A new-school, old-school smoothie, this is a top-down isometric party RPG like Balder's Gate, but with turn-based battles and a much lighter style. It's more comic than dark and miserable.

It didn't attract as much attention as something like The Witcher 3 at launch, but is one absolutely worth checking up on.

If you don't mind heading back a few years for your RPG fix, you shouldn't miss Mass Effect 2. This is, so far, the sweet spot of the space opera RPG series from EA. It's much more accessible than the first Mass Effect, and much less of a thin adventure than Mass Effect 3.

It is a grand space opera of a game, a sprawling story of warring factions, alien racial tensions and legitimately interesting characters that are much more than ciphers.

Mass Effect 2 is also a great RPG for those who might be turned off by standard role-playing trappings - like impenetrable stat screens and chat that sounds like it has been cribbed straight from The Lord of the Rings.
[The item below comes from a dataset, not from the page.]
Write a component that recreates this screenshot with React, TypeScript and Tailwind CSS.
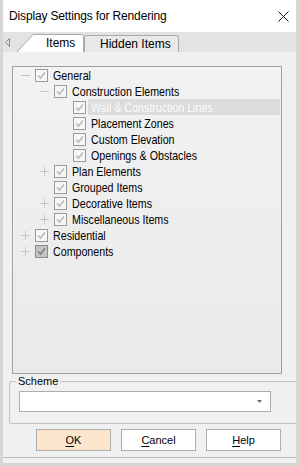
import React from 'react';

type Node = {
    label: string;
    level: number;
    expander?: 'open' | 'closed';
    mixed?: boolean;
    selected?: boolean;
};

const nodes: Node[] = [
    { label: 'General', level: 0, expander: 'open' },
    { label: 'Construction Elements', level: 1, expander: 'open' },
    { label: 'Wall & Construction Lines', level: 2, selected: true },
    { label: 'Placement Zones', level: 2 },
    { label: 'Custom Elevation', level: 2 },
    { label: 'Openings & Obstacles', level: 2 },
    { label: 'Plan Elements', level: 1, expander: 'closed' },
    { label: 'Grouped Items', level: 1 },
    { label: 'Decorative Items', level: 1, expander: 'closed' },
    { label: 'Miscellaneous Items', level: 1, expander: 'closed' },
    { label: 'Residential', level: 0, expander: 'closed' },
    { label: 'Components', level: 0, expander: 'closed', mixed: true },
];

const uiFont = "font-['Liberation_Sans',Arial,sans-serif]";

const Expander = ({ kind }: { kind?: 'open' | 'closed' }) => (
    <span className="w-[14px] h-[16px] flex items-center shrink-0">
        {kind && (
            <svg width="9" height="9" viewBox="0 0 9 9">
                <path d="M0 4.5H9" stroke="#c6c6c6" strokeWidth="1" />
                {kind === 'closed' && <path d="M4.5 0V9" stroke="#c6c6c6" strokeWidth="1" />}
            </svg>
        )}
    </span>
);

const CheckBox = ({ mixed }: { mixed?: boolean }) => (
    <span
        className={`w-[13px] h-[13px] shrink-0 border flex items-center justify-center ${
            mixed ? 'bg-[#c4c4c4] border-[#8a8a8a]' : 'bg-[#f7f7f7] border-[#9a9a9a]'
        }`}
    >
        <svg width="9" height="9" viewBox="0 0 9 9">
            <path
                d="M1 4.5L3.5 7L8 1.5"
                fill="none"
                stroke={mixed ? '#7c7c7c' : '#b9b9b9'}
                strokeWidth="1.6"
            />
        </svg>
    </span>
);

// the tree uses a narrow face; Liberation Sans squeezed to Arial Narrow proportions
const TreeRow = ({ node }: { node: Node }) => (
    <div className="h-[16px] flex items-center" style={{ paddingLeft: 8 + node.level * 19 }}>
        <Expander kind={node.expander} />
        <CheckBox mixed={node.mixed} />
        <span
            className={`ml-[2px] px-[3px] h-[16px] flex items-center ${
                node.selected ? 'flex-1 mr-[1px] bg-[#dcdcdc] text-[#fbfbfb]' : 'text-black'
            }`}
        >
            <span className="inline-block text-[13px] leading-none whitespace-nowrap origin-left scale-x-[0.82]">
                {node.label}
            </span>
        </span>
    </div>
);

const Btn = ({ first, rest, primary }: { first: string; rest: string; primary?: boolean }) => (
    <button
        className={`w-[75px] h-[22px] border border-[#adadad] text-[11px] text-black ${
            primary ? 'bg-[#fce5cd]' : 'bg-white'
        }`}
    >
        <span className="underline underline-offset-2">{first}</span>
        {rest}
    </button>
);

export default function App() {
    return (
        <div className={`w-[299px] h-[466px] flex flex-col bg-[#f0f0f0] border-x-[3px] border-b-[3px] border-[#d6d6d6] ${uiFont}`}>
            {/* title bar */}
            <div className="h-[32px] bg-white flex items-center justify-between pl-[6px] pr-[6px] shrink-0">
                <span className="text-[12px] tracking-[-0.15px] text-black">Display Settings for Rendering</span>
                <svg width="11" height="11" viewBox="0 0 11 11" className="mr-[1px]">
                    <path d="M0.5 0.5L10.5 10.5M10.5 0.5L0.5 10.5" stroke="#111" strokeWidth="1" />
                </svg>
            </div>

            {/* tab strip */}
            <div className="h-[20px] bg-[#e3e3e3] flex items-end shrink-0 relative">
                <svg width="5" height="9" viewBox="0 0 5 9" className="absolute left-[2px] top-[6px]">
                    <path d="M4.5 0.5L0.5 4.5L4.5 8.5Z" fill="none" stroke="#8a8a8a" strokeWidth="1" />
                </svg>
                <div className="relative ml-[14px] w-[67px] h-[18px] flex items-center">
                    <svg width="67" height="18" viewBox="0 0 67 18" className="absolute inset-0">
                        <path d="M0 18L16 0.5H64.5Q66.5 0.5 66.5 2.5V18Z" fill="#fff" />
                        <path d="M0 18L16 0.5H64.5Q66.5 0.5 66.5 2.5V18" fill="none" stroke="#a9a9a9" strokeWidth="1" />
                    </svg>
                    <span className="relative pl-[29px] text-[12px] text-black">Items</span>
                </div>
                <div className="w-[95px] h-[17px] bg-[#e9e9e9] border border-b-0 border-[#a9a9a9] rounded-t-[3px] flex items-center pl-[15px]">
                    <span className="text-[12px] text-black">Hidden Items</span>
                </div>
            </div>

            {/* tab page */}
            <div className="flex-1 flex flex-col">
                <div className="mt-[14px] ml-[9px] w-[270px] h-[308px] border border-[#a0a0a0] bg-gradient-to-b from-[#f2f2f2] to-[#eaeaea]">
                    {nodes.map((n, i) => (
                        <TreeRow key={i} node={n} />
                    ))}
                </div>

                <div className="mt-[7px] ml-[6px] h-[43px] border border-r-0 border-[#c2c2c2] rounded-l-[3px] flex flex-col">
                    <span className="-mt-[8px] ml-[6px] px-[2px] self-start bg-[#f0f0f0] text-[11px] leading-[14px] text-black">
                        Scheme
                    </span>
                    <div className="mt-[3px] ml-[9px] w-[252px] h-[21px] bg-white border border-[#adadad] flex items-center justify-end pr-[8px]">
                        <svg width="5" height="3" viewBox="0 0 5 3">
                            <path d="M0 0H5L2.5 3Z" fill="#707070" />
                        </svg>
                    </div>
                </div>

                <div className="mt-[5px] ml-[33px] flex gap-[10px]">
                    <Btn first="O" rest="K" primary />
                    <Btn first="C" rest="ancel" />
                    <Btn first="H" rest="elp" />
                </div>

                <div className="mt-auto mb-[5px] h-px bg-[#bdbdbd]" />
            </div>
        </div>
    );
}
This is an EA game, and has a lot of that big publisher accessibility to it.

Following in the footsteps of the previous Deus Ex games, Mankind Divided is an RPG disguised as a first-person shooter. That's because, like Human Revolution five years prior, Deus Ex: Mankind Divided is all about player choice.

You can punch through walls and confront enemies head-on or complete tasks using tactical stealth mechanics. It's entirely up to you; the end result is equally rewarding no matter what. Depending on the way you play the game, you can unlock different weapons and abilities, also up to your choosing.

Choose carefully, however, as Deus Ex: Mankind Divided is the kind of game where few can be trusted with the exception of the player character Adam Jensen. The political climate surrounding the game's setting will leave you hesitant to trust anyone you interact with. After all, you yourself are a point of controversy – the augmented residents of Mankind Divided's fictitious city of Prague are constantly subjected to discrimination and police violence.